Speaking at the Riga Conference 2019 in Latvia, Tuan referred to the “need for a new social contract, one that is suited to a world of artificial intelligence, big data, and high-speed computation and that will protect the rights and interests of citizens individually and society generally. A fundamental assumption of the social contract is that the five centres of power – government, citizens, business firms, civil society organizations, and AI assistants – are interconnected and each needs to check and balance the power of the others. Citizens should have access to education pertaining to the use and impact of AI,” a thought reflective of what Governor Dukakis said at a BGF March event, of the possibilities of “new ideas, initiatives, and solutions by thinkers and creators in an effort to build a civilized, prosperous, peaceful, and happy world,” ‘creators’ an apt term to define those who say their skills and talent enhanced, and not threatened by, AI.
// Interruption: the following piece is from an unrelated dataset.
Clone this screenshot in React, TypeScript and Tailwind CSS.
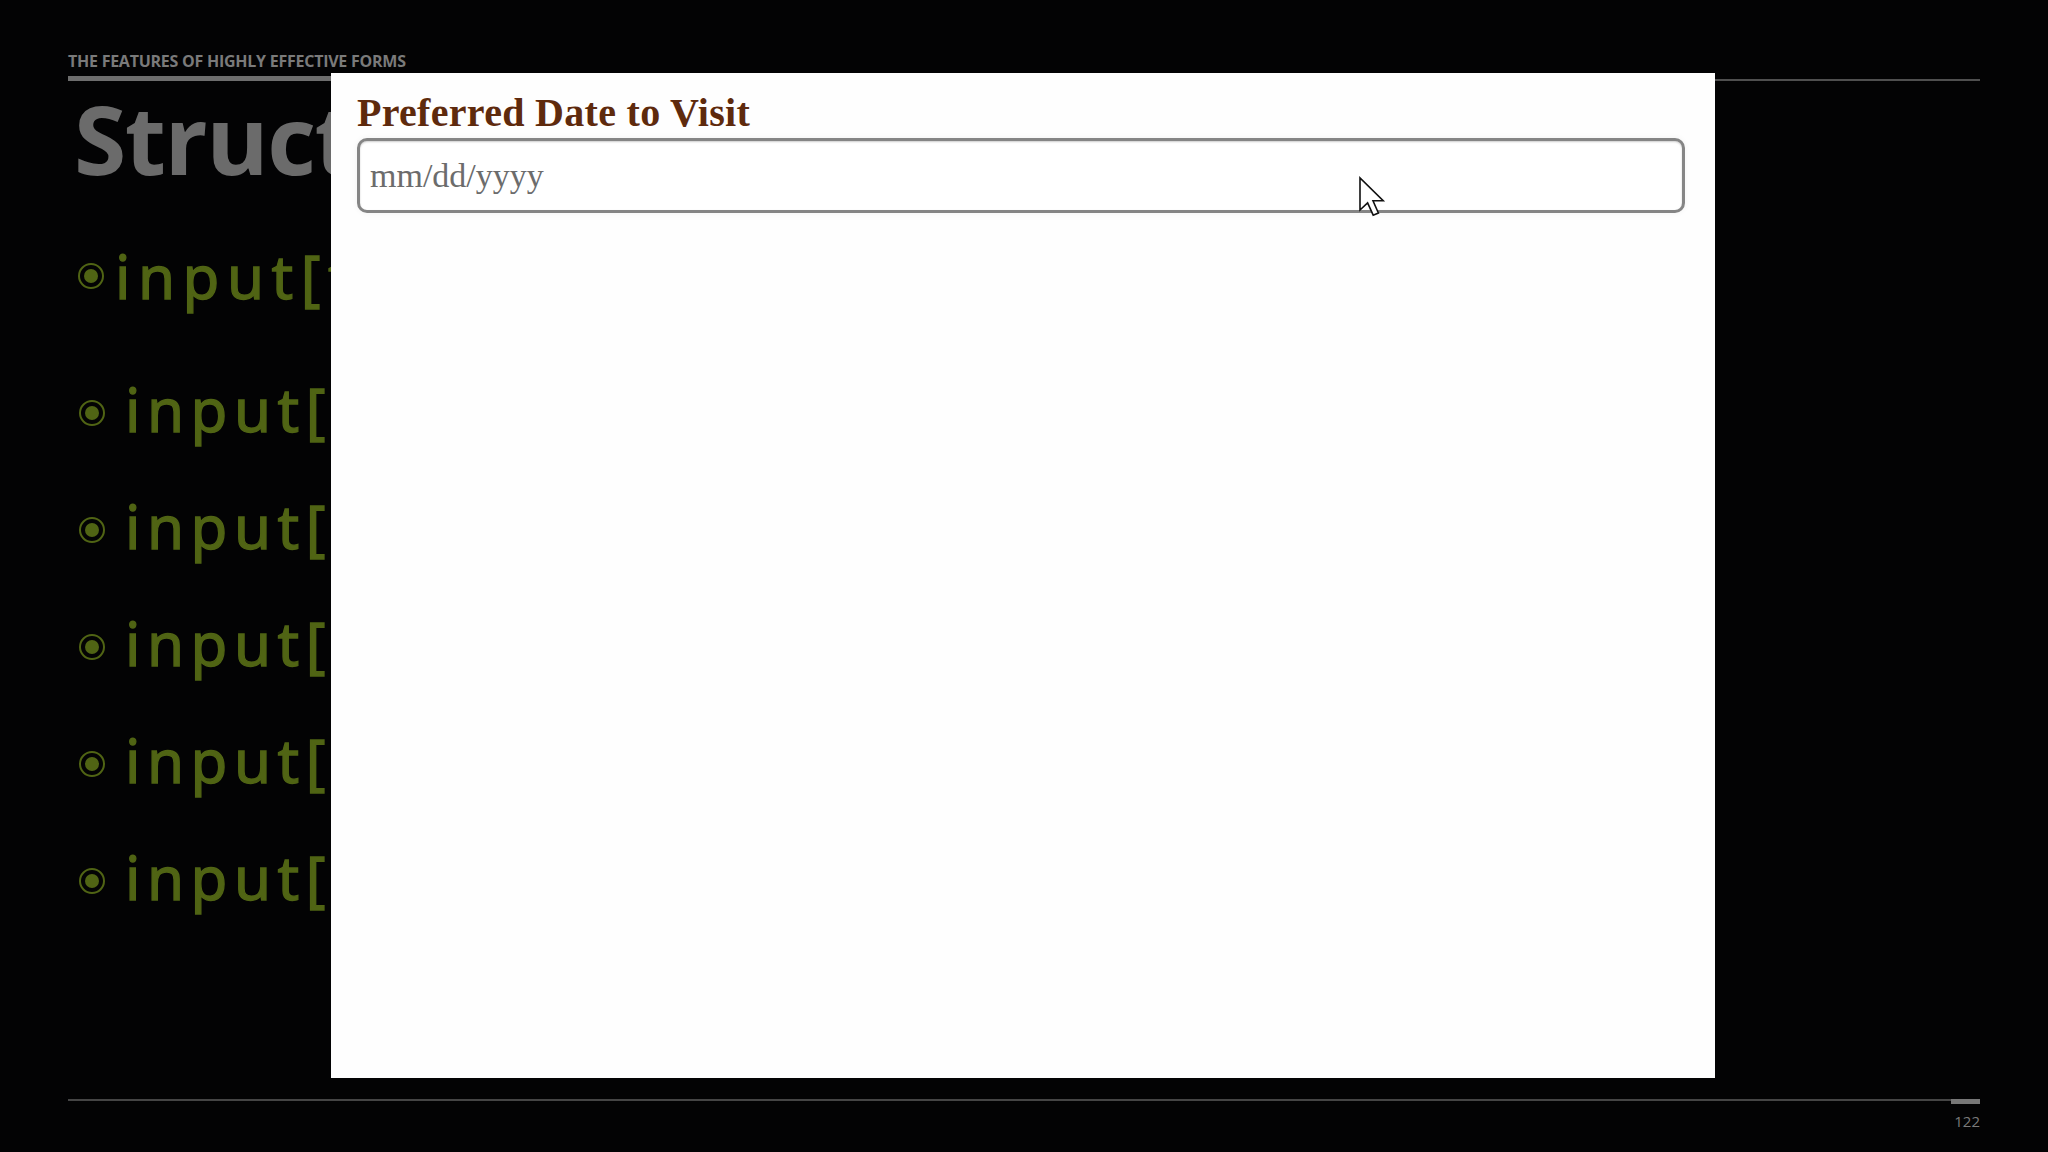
import React from 'react';

const rows = [
  { text: 'input[type=email]', first: true },
  { text: 'input[type=url]', first: false },
  { text: 'input[type=tel]', first: false },
  { text: 'input[type=number]', first: false },
  { text: 'input[type=date]', first: false },
  { text: 'input[type=range]', first: false },
];

function Bullet({ shift }: { shift: boolean }) {
  return (
    <div
      className={`flex h-[26px] w-[26px] shrink-0 items-center justify-center rounded-full border-2 border-[#506414] ${
        shift ? 'mt-[8px]' : ''
      }`}
    >
      <div className="h-[14px] w-[14px] rounded-full bg-[#506414]" />
    </div>
  );
}

function Cursor() {
  return (
    <svg width="28" height="42" viewBox="0 0 14 21" className="absolute left-[1358px] top-[176px]">
      <path
        d="M1 1 L1 17 L4.8 13.4 L7.6 19.6 L10.2 18.5 L7.5 12.4 L12.6 12.4 Z"
        fill="#ffffff"
        stroke="#111111"
        strokeWidth="0.8"
        strokeLinejoin="miter"
      />
    </svg>
  );
}

export default function App() {
  return (
    <div className="relative h-[1152px] w-[2048px] overflow-hidden bg-[#030304]">
      {/* slide underneath */}
      <div className="flex h-full flex-col px-[68px] pt-[53px]">
        <div className="font-['Open_Sans',sans-serif] text-[16px] font-bold uppercase leading-none tracking-[-0.25px] text-[#7a7a7a]">
          The Features of Highly Effective Forms
        </div>
        <div className="mt-[7px] flex items-end">
          <div className="h-[5px] w-[339px] bg-[#6d6d6d]" />
          <div className="h-[2px] flex-1 bg-[#4f4f4f]" />
        </div>
        <h1 className="ml-[6px] mt-[10px] font-['Open_Sans',sans-serif] text-[95px] font-bold leading-none tracking-[-1.5px] text-[#6b6b6b]">
          Structure
        </h1>

        <ul className="mt-[60px] flex flex-col">
          {rows.map((row, i) => (
            <li
              key={row.text}
              className={`flex items-center ${
                row.first ? 'pl-[10px] gap-[11px]' : 'pl-[11px] gap-[20px]'
              } ${i === 1 ? 'mt-[73px]' : i > 1 ? 'mt-[57px]' : ''}`}
            >
              <Bullet shift={!row.first} />
              <span
                className={`whitespace-nowrap font-['Noto_Sans',sans-serif] text-[60px] leading-none text-[#506414] [-webkit-text-stroke:1.3px_#506414] ${
                  row.first ? 'tracking-[7.5px]' : 'tracking-[6.5px]'
                }`}
              >
                {row.text}
              </span>
            </li>
          ))}
        </ul>

        <div className="mt-auto flex items-start">
          <div className="h-[2px] flex-1 bg-[#454545]" />
          <div className="h-[5px] w-[29px] bg-[#777777]" />
        </div>
        <div className="mb-[23px] mt-[10px] text-right font-['Open_Sans',sans-serif] text-[15px] leading-none text-[#7a7a7a]">
          122
        </div>
      </div>

      {/* demo window over the slide */}
      <div className="absolute left-[331px] top-[73px] h-[1005px] w-[1384px] bg-[#fefefe] pl-[26px] pt-[20px]">
        <label className="block font-['Liberation_Serif',serif] text-[40px] font-bold leading-none tracking-[0.3px] text-[#5e2a0d]">
          Preferred Date to Visit
        </label>
        <input
          type="text"
          readOnly
          placeholder="mm/dd/yyyy"
          className="mt-[5px] block h-[75px] w-[1328px] rounded-[10px] border-[3px] border-[#858585] bg-white pl-[10px] font-['Liberation_Serif',serif] text-[34px] text-[#6a6a6a] shadow-[inset_0_1px_2px_rgba(0,0,0,0.2),0_0_6px_rgba(0,0,0,0.05)] outline-none placeholder:text-[#6c6c6c]"
        />
      </div>

      <Cursor />
    </div>
  );
}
Forty years ago, Carl Sagan wrote: “What an astonishing thing a book is. It’s a flat object made from a tree with flexible parts on which are imprinted lots of funny dark squiggles. But one glance at it and you’re inside the mind of another person, maybe somebody dead for thousands of years. Across the millennia, an author is speaking clearly and silently inside your head, directly to you. Writing is perhaps the greatest of human inventions, binding together people who never knew each other, citizens of distant epochs. Books break the shackles of time. A book is proof that humans are capable of working magic.”
AI has taken that proof a step further, affirming in the process the linear connection between human capability and magic, affirming that magic would not find itself possible of realization without the humans that shaped it, extending inexorably and wondrously the pledge in the United Nations charter to the “dignity and worth of the human person” whose measure only the human person herself, through innovation, experiment and daring, can expand.